Google was sued civilly by thirty states through their Attorneys General and in numerous foreign countries. Germany even considered a criminal action.  In the U.S. the civil settlement was about $7 million.

Google’s gross profit was $7.37 billion for 2012. A share of its stock trades at over $830.00. Eric Schmidt, Larry Page and Sergey Brin, its founders and manager are all billionaires.

When Aaron Swartz does a lesser incursion into the privacy of MIT it becomes a felony criminal offense but when Google steals the private data of millions it is a civil offense and one subject to a small fine, really a cost of doing business, and Google is free to continue invading the public’s privacy for profit which it has done serially in the past and when caught is able to buy out with small civil penalties. (Search Google Settlements.)  One wonders what kind of information it gives its lawyers and lobbyists regarding our state and federal legislators, executives and prosecutors in their dealings.

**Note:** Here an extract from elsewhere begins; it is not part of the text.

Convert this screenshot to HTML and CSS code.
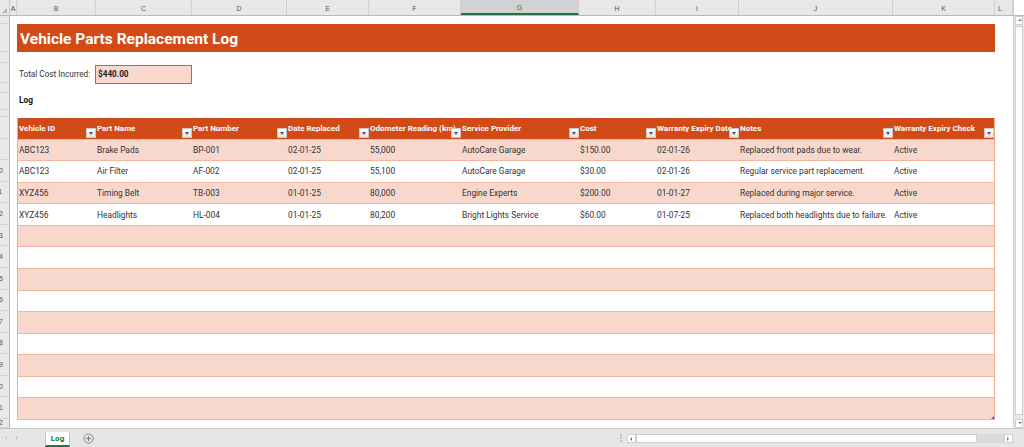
FILE: index.html
```html
<!DOCTYPE html>
<html>
<head>
<meta charset="utf-8">
<link rel="stylesheet" href="styles.css">
</head>
<body>
<div class="app">
  <div class="colbar">
    <div class="corner"><span class="tri"></span></div>
    <div class="colh w-a">A</div>
    <div class="colh w-b">B</div>
    <div class="colh w-c">C</div>
    <div class="colh w-d">D</div>
    <div class="colh w-e">E</div>
    <div class="colh w-f">F</div>
    <div class="colh w-g sel">G</div>
    <div class="colh w-h">H</div>
    <div class="colh w-i">I</div>
    <div class="colh w-j">J</div>
    <div class="colh w-k">K</div>
    <div class="colh w-l">L</div>
    <div class="colrest"></div>
  </div>
  <div class="main">
    <div class="rowheads">
      <div class="rh r1"></div>
      <div class="rh r2"></div>
      <div class="rh r3"></div>
      <div class="rh r4"></div>
      <div class="rh r5"></div>
      <div class="rh r6"></div>
      <div class="rh r7"></div>
      <div class="rh rt"></div>
      <div class="rh rt"><span>9</span></div>
      <div class="rh rt"><span>10</span></div>
      <div class="rh rt"><span>11</span></div>
      <div class="rh rt"><span>12</span></div>
      <div class="rh rt"><span>13</span></div>
      <div class="rh rt"><span>14</span></div>
      <div class="rh rt"><span>15</span></div>
      <div class="rh rt"><span>16</span></div>
      <div class="rh rt"><span>17</span></div>
      <div class="rh rt"><span>18</span></div>
      <div class="rh rt"><span>19</span></div>
      <div class="rh rt"><span>20</span></div>
      <div class="rh rt"><span>21</span></div>
      <div class="rh r22"><span>22</span></div>
    </div>
    <div class="sheet">
      <div class="title">Vehicle Parts Replacement Log</div>
      <div class="total">
        <div class="total-label">Total Cost Incurred:</div>
        <div class="total-box">$440.00</div>
      </div>
      <div class="section">Log</div>
      <div class="table">
        <div class="tr head">
          <div class="th">Vehicle ID<span class="dd"></span></div>
          <div class="th">Part Name<span class="dd"></span></div>
          <div class="th">Part Number<span class="dd"></span></div>
          <div class="th">Date Replaced<span class="dd"></span></div>
          <div class="th">Odometer Reading (km)<span class="dd"></span></div>
          <div class="th">Service Provider<span class="dd"></span></div>
          <div class="th">Cost<span class="dd"></span></div>
          <div class="th">Warranty Expiry Date<span class="dd"></span></div>
          <div class="th">Notes<span class="dd"></span></div>
          <div class="th">Warranty Expiry Check<span class="dd"></span></div>
        </div>
        <div class="tr odd">
          <div class="td">ABC123</div><div class="td">Brake Pads</div><div class="td">BP-001</div><div class="td">02-01-25</div><div class="td">55,000</div><div class="td">AutoCare Garage</div><div class="td">$150.00</div><div class="td">02-01-26</div><div class="td">Replaced front pads due to wear.</div><div class="td">Active</div>
        </div>
        <div class="tr">
          <div class="td">ABC123</div><div class="td">Air Filter</div><div class="td">AF-002</div><div class="td">02-01-25</div><div class="td">55,100</div><div class="td">AutoCare Garage</div><div class="td">$30.00</div><div class="td">02-01-26</div><div class="td">Regular service part replacement.</div><div class="td">Active</div>
        </div>
        <div class="tr odd">
          <div class="td">XYZ456</div><div class="td">Timing Belt</div><div class="td">TB-003</div><div class="td">01-01-25</div><div class="td">80,000</div><div class="td">Engine Experts</div><div class="td">$200.00</div><div class="td">01-01-27</div><div class="td">Replaced during major service.</div><div class="td">Active</div>
        </div>
        <div class="tr">
          <div class="td">XYZ456</div><div class="td">Headlights</div><div class="td">HL-004</div><div class="td">01-01-25</div><div class="td">80,200</div><div class="td">Bright Lights Service</div><div class="td">$60.00</div><div class="td">01-07-25</div><div class="td">Replaced both headlights due to failure.</div><div class="td">Active</div>
        </div>
        <div class="tr odd empty"></div>
        <div class="tr empty"></div>
        <div class="tr odd empty"></div>
        <div class="tr empty"></div>
        <div class="tr odd empty"></div>
        <div class="tr empty"></div>
        <div class="tr odd empty"></div>
        <div class="tr empty"></div>
        <div class="tr odd empty last"><span class="resize"></span></div>
      </div>
    </div>
    <div class="vscroll">
      <div class="varrow up"></div>
      <div class="vtrack"></div>
      <div class="varrow down"></div>
    </div>
  </div>
  <div class="tabbar">
    <div class="nav"><span class="navl"></span><span class="navr"></span></div>
    <div class="tab">Log</div>
    <div class="addtab"><svg width="11" height="11" viewBox="0 0 11 11"><circle cx="5.5" cy="5.5" r="4.6" fill="none" stroke="#7a7a7a" stroke-width="0.9"/><path d="M5.5 3v5M3 5.5h5" stroke="#7a7a7a" stroke-width="1"/></svg></div>
    <div class="tabspace"></div>
    <div class="dots"></div>
    <div class="hscroll">
      <div class="harrow left"></div>
      <div class="hthumb"></div>
      <div class="htrack"></div>
      <div class="harrow right"></div>
    </div>
  </div>
</div>
</body>
</html>
```

FILE: styles.css
```css
* { box-sizing: border-box; }
html, body { margin: 0; padding: 0; }
body {
  width: 1024px;
  height: 447px;
  overflow: hidden;
  background: #fff;
  font-family: Roboto, "Liberation Sans", Arial, sans-serif;
  color: #222;
}
.app { display: flex; flex-direction: column; height: 447px; }

/* column header bar */
.colbar {
  display: flex;
  height: 16px;
  background: #e8e8e8;
  border-bottom: 1px solid #b9b9b9;
  font-family: "Liberation Sans", Arial, sans-serif;
  font-size: 7px;
  color: #555;
}
.corner { width: 10px; border-right: 1px solid #c9c9c9; position: relative; }
.corner .tri {
  position: absolute; right: 2px; bottom: 2px;
  width: 0; height: 0;
  border-left: 5px solid transparent;
  border-bottom: 5px solid #b3b3b3;
}
.colh {
  display: flex; align-items: center; justify-content: center;
  border-right: 1px solid #d0d0d0;
  padding-top: 1px;
}
.colh.sel { background: #d2d2d2; border-bottom: 2px solid #217346; color: #217346; }
.w-a { width: 7px; }
.w-b { width: 79px; }
.w-c { width: 96px; }
.w-d { width: 95px; }
.w-e { width: 82px; }
.w-f { width: 92px; }
.w-g { width: 118px; }
.w-h { width: 77px; }
.w-i { width: 83px; }
.w-j { width: 154px; }
.w-k { width: 102px; }
.w-l { width: 18px; justify-content: flex-start; padding-left: 3px; }
.colrest { flex: 1; background: #fff; border-left: 1px solid #d0d0d0; }

/* main area */
.main { display: flex; height: 412px; }
.rowheads {
  width: 10px;
  background: #e8e8e8;
  border-right: 1px solid #b9b9b9;
  display: flex; flex-direction: column;
  font-family: "Liberation Sans", Arial, sans-serif;
  font-size: 7px;
  color: #555;
}
.rh {
  border-bottom: 1px solid #d4d4d4;
  overflow: hidden;
  display: flex; align-items: center;
  white-space: nowrap;
}
.rh span { margin-left: -5px; }
.r1 { height: 8px; }
.r2 { height: 28px; }
.r3 { height: 11px; }
.r4 { height: 20px; }
.r5 { height: 10px; }
.r6 { height: 17px; }
.r7 { height: 7px; }
.rt { height: 21.57px; }
.r22 { flex: 1; }

.sheet { flex: 1; padding: 8px 0 0 7px; min-width: 0; }

.title {
  width: 978px;
  height: 28px;
  background: #d24a18;
  color: #fff;
  font-weight: 700;
  font-size: 15.5px;
  display: flex; align-items: center;
  padding-left: 3px;
  padding-top: 1px;
}

.total { display: flex; align-items: center; height: 22px; margin-top: 11px; }
.total-label { width: 78px; font-size: 8.2px; padding-left: 2px; color: #333; }
.total-box {
  width: 97px; height: 19px;
  background: #f8d8cc;
  border: 1px solid #7b7b7b;
  font-size: 8.2px; font-weight: 700;
  display: flex; align-items: center;
  padding-left: 2px;
}

.section { height: 22px; margin-top: 4px; font-size: 8.4px; font-weight: 700; padding-left: 2px; display: flex; align-items: center; color: #111; }

.table {
  margin-top: 7px;
  width: 978px;
  border-left: 1px solid #f2a98e;
  border-right: 1px solid #f2a98e;
}
.tr {
  display: grid;
  grid-template-columns: 78px 96px 95px 82px 92px 118px 77px 83px 154px 101px;
  height: 21.57px;
  border-bottom: 1px solid #f4b6a0;
  font-size: 8.4px;
  color: #333;
  position: relative;
}
.tr.odd { background: #f8d8cc; }
.tr.head {
  background: #d24a18;
  color: #fff;
  font-weight: 700;
  font-size: 8px;
  border-bottom: 1px solid #f4b6a0;
}
.th {
  position: relative;
  white-space: nowrap;
  padding: 6px 0 0 1px;
}
.dd {
  position: absolute; right: 0; bottom: 1px;
  width: 10px; height: 10px;
  background: linear-gradient(#ffffff, #e6e6e6);
  border: 1px solid #c6c6c6;
}
.dd::after {
  content: "";
  position: absolute; left: 2px; top: 3px;
  border-left: 2.5px solid transparent;
  border-right: 2.5px solid transparent;
  border-top: 3px solid #555;
}
.td {
  white-space: nowrap;
  padding-left: 1px;
  display: flex; align-items: center;
}
.resize {
  position: absolute; right: 0; bottom: 0;
  width: 0; height: 0;
  border-left: 3px solid transparent;
  border-bottom: 3px solid #5a5a9a;
}

/* vertical scrollbar */
.vscroll {
  width: 11px;
  display: flex; flex-direction: column;
  background: #e8e8e8;
  border-left: 1px solid #d0d0d0;
  padding: 0 1px;
}
.varrow { height: 9px; background: #fff; border: 1px solid #cfcfcf; position: relative; }
.varrow::after {
  content: ""; position: absolute; left: 2px; top: 2px;
  border-left: 2px solid transparent; border-right: 2px solid transparent;
}
.varrow.up::after { border-bottom: 2px solid #777; }
.varrow.down::after { border-top: 2px solid #777; }
.vtrack { flex: 1; background: #fff; border: 1px solid #cfcfcf; margin: 1px 0 4px; }

/* tab bar */
.tabbar {
  height: 19px;
  display: flex; align-items: stretch;
  background: #e6e6e6;
  border-top: 1px solid #c6c6c6;
}
.nav { width: 45px; display: flex; align-items: center; gap: 9px; padding-left: 5px; }
.navl, .navr { width: 0; height: 0; border-top: 2px solid transparent; border-bottom: 2px solid transparent; }
.navl { border-right: 2px solid #c4c4c4; }
.navr { border-left: 2px solid #c4c4c4; }
.tab {
  width: 25px;
  margin-top: 3px;
  background: #fff;
  border-left: 1px solid #c6c6c6;
  border-right: 1px solid #c6c6c6;
  border-bottom: 2px solid #217346;
  color: #217346;
  font-weight: 700;
  font-size: 8px;
  display: flex; align-items: center; justify-content: center;
}
.addtab { width: 24px; display: flex; align-items: center; justify-content: flex-end; padding-top: 1px; }
.tabspace { flex: 1; }
.dots {
  width: 12px;
  background: radial-gradient(circle, #9d9d9d 0.6px, transparent 0.8px) center / 2px 3px repeat-y;
  margin: 5px 0 5px;
}
.hscroll { width: 397px; display: flex; align-items: center; padding-right: 11px; gap: 0; }
.harrow { width: 9px; height: 9px; background: #fff; border: 1px solid #cfcfcf; position: relative; }
.harrow::after { content: ""; position: absolute; top: 2px; left: 2px; border-top: 2px solid transparent; border-bottom: 2px solid transparent; }
.harrow.left::after { border-right: 2px solid #777; }
.harrow.right::after { border-left: 2px solid #777; }
.hthumb { width: 341px; height: 9px; background: #fff; border: 1px solid #cfcfcf; }
.htrack { flex: 1; height: 9px; background: #dadada; }
```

The Justice Department should take a hard-nosed look at what Google is doing and has done in the past and act accordingly.

In the case of people like Aaron Swartz, a civil case with a proportional fine would have been adequate. It was not necessary for the prosecutor in Boston to have Aaron’s scalp hanging from his belt.

The prosecution can be unnecessarily punitive on the low hanging fruit but timid against giant offenders with the resources to defend themselves and for whom they might want to work in the future.

Let’s see them take on Google and hang tough. Offer the culpable executive in charge a plea bargain similar to Aaron Swartz’s.